A Penn State researcher says that parents who let teens drink alcohol may be setting their kids up for binge drinking in college, but the study by Caitlin Abar of the school's Prevention Research and Methodology Center makes no distinction between parents who simply let kids drink some wine during meals and those whose permissiveness extends to drinking outside the home.

Science Daily reported June 11 that Abar surveyed 300 college freshmen and correlated their alcohol use to the drinking rules set down by their parents. Abar found that students whose parents never allowed them to drink were less likely to report heavy drinking in college.

On the other hand, "the greater number of drinks that a parent had set as a limit for the teens, the more often they drank and got drunk in college," said Abar.

Abar said the research argues in favor of "zero tolerance" for teen drinking and against the theory that parental restrictions on drinking casts alcohol as attractive "forbidden fruit" and leads to greater temptation to drink in college. Whether or not parents themselves drank had little impact on college binge drinking, Abar added.
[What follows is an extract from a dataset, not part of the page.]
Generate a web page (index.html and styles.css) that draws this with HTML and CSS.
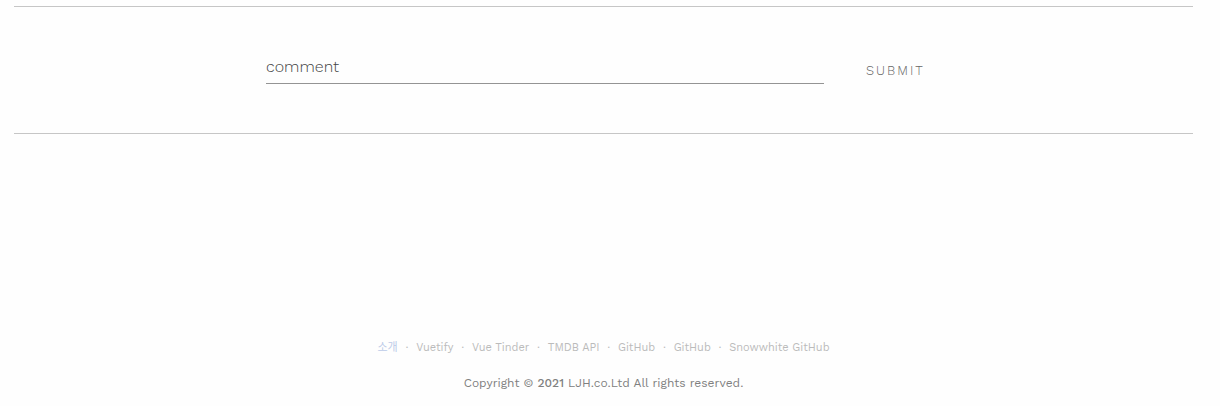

Thirty-one states allow parents to legally serve alcohol to children under age 21.

The research was presented at the recent annual meeting of the Society for Prevention Research and slated to be published in the journal Addictive Behaviors.

This article summarizes an external report or press release on research published in a scientific journal. When available, links to the sources are provided above.

COMMENTS ON THIS ARTICLE:

Posted by Hughey on 25 Jun 09 11:08 AM EDT
Society for Prevention Research ...Humm ..Bias Cough Cough... Humm published in Addictive Behaviors Humm .. Who funded who ...

Posted by Bill Godshall on 25 Jun 09 01:05 PM EDT
Science by press release isn't science, but propoganda. Its impossible to objectively analyze a study unless its published first and made accessible to interested parties. But the stated conclusion of the researchers (that parental allowance of any youth drinking is associated with higher rates of binge drinking at college) cannot be objectively concluded by a study that fails to differentiate between parents who teach and implement responsible drinking policies for their children and parents who allow/encourage binge drinking by their children. Also, it is quite possible that children of zero tolerance parents are less likely to engage in any drinking at college (than children of parents who tolerate drinking). So perhaps this study only confirmed the obvious, that college students who drink any alcohol are more likely to engage in binge drinking than college students who don't drink any alcohol. Although anecdotal, virtually all of the hundreds of college students I knew who engaged in binge drinking (including myself) had parents who forbid drinking by their children.

Posted by Johnson on 06 Jul 09 01:11 PM EDT
Science by press release is certainly not science - that's why you have to read the article! I've read the peer reviewed, published article and this summary is a very inaccurate depiction of what was actually reported in the journal. Press releases are often done independently of the science and should not be trusted as one in the same.